Start Data lines

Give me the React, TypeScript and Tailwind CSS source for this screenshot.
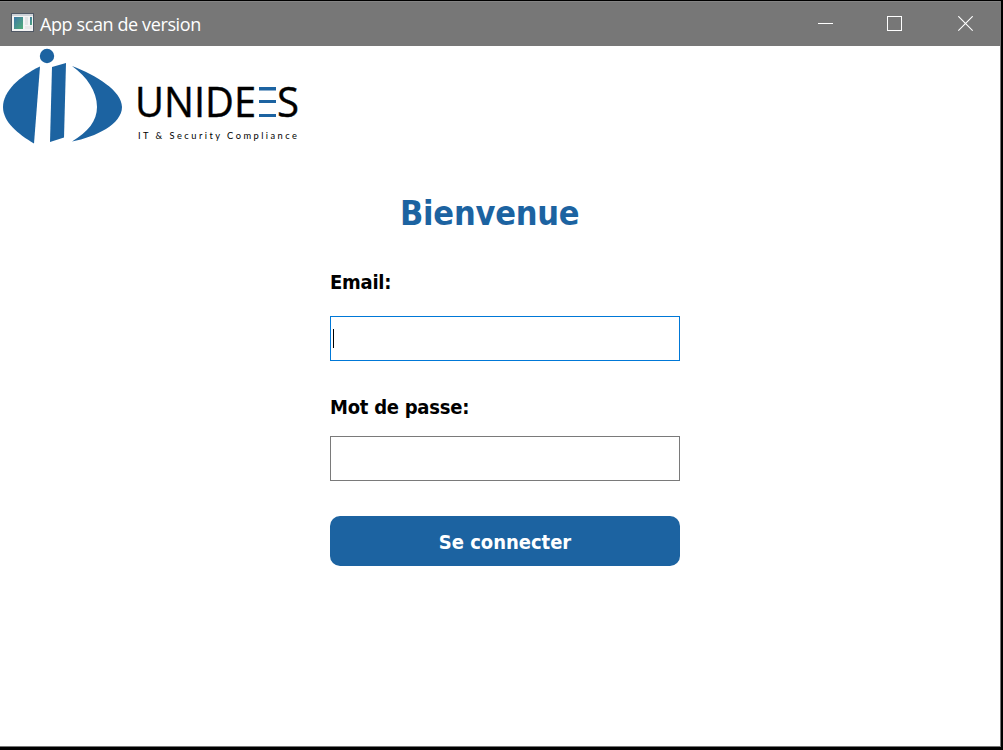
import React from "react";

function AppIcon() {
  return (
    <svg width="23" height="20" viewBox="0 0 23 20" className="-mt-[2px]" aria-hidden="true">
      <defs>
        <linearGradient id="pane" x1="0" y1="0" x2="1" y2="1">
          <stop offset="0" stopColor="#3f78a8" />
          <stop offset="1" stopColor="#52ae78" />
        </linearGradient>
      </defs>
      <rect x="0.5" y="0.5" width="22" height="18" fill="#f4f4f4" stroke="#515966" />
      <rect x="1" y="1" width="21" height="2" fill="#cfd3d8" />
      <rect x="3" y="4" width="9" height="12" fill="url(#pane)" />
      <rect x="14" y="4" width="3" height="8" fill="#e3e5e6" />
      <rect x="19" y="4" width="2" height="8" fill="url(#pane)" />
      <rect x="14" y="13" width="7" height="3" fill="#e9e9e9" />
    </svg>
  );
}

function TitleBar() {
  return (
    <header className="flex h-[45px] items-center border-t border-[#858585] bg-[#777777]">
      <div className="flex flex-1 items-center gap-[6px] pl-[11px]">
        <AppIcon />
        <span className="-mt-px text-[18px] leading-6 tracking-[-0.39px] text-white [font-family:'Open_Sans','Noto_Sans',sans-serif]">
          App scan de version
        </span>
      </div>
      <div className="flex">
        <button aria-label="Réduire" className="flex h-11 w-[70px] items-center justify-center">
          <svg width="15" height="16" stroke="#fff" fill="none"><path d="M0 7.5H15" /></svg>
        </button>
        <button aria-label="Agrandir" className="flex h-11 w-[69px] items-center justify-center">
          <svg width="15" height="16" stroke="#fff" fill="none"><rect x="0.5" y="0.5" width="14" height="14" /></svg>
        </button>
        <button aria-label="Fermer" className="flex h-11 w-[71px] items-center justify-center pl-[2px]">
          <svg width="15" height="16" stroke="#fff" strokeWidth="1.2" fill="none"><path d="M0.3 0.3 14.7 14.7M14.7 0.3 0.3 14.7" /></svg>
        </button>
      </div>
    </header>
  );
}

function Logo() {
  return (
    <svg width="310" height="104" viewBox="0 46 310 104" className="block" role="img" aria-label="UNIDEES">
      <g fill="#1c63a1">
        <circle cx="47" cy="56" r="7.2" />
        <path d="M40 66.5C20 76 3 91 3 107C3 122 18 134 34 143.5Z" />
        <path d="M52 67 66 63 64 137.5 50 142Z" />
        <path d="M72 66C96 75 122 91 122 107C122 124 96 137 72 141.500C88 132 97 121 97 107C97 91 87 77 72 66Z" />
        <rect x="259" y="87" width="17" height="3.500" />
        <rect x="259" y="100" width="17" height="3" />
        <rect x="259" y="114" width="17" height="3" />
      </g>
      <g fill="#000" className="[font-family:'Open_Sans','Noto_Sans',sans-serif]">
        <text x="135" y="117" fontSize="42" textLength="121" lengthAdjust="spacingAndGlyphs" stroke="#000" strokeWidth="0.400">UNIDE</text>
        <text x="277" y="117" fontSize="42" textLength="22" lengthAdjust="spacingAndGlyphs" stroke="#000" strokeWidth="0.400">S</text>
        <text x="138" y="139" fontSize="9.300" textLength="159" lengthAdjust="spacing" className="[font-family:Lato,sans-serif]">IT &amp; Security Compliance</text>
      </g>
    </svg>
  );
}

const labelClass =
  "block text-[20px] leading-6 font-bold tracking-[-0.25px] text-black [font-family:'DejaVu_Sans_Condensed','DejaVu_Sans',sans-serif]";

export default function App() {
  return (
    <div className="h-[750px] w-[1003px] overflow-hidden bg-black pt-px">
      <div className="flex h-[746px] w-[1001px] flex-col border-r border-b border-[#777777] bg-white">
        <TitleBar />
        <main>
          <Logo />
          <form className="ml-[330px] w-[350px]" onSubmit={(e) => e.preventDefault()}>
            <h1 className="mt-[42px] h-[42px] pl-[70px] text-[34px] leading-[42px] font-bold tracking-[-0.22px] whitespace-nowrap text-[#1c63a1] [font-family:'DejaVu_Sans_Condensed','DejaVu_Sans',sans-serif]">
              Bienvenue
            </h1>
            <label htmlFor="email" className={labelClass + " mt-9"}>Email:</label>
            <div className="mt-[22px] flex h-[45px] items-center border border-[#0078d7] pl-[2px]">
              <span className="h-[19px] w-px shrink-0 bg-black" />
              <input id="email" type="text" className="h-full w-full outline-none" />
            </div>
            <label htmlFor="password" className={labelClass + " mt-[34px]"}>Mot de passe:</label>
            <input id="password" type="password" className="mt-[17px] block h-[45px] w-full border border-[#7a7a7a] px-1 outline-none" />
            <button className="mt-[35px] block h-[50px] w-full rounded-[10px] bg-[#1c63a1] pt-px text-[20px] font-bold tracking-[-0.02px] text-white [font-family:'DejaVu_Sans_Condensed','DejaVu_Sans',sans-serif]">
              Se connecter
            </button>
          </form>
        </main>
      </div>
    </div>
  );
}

End Data lines

Objective: Copy out each line of the data where the string "React" appears.

Response to this exercise:
Give me the React, TypeScript and Tailwind CSS source for this screenshot.
import React from "react";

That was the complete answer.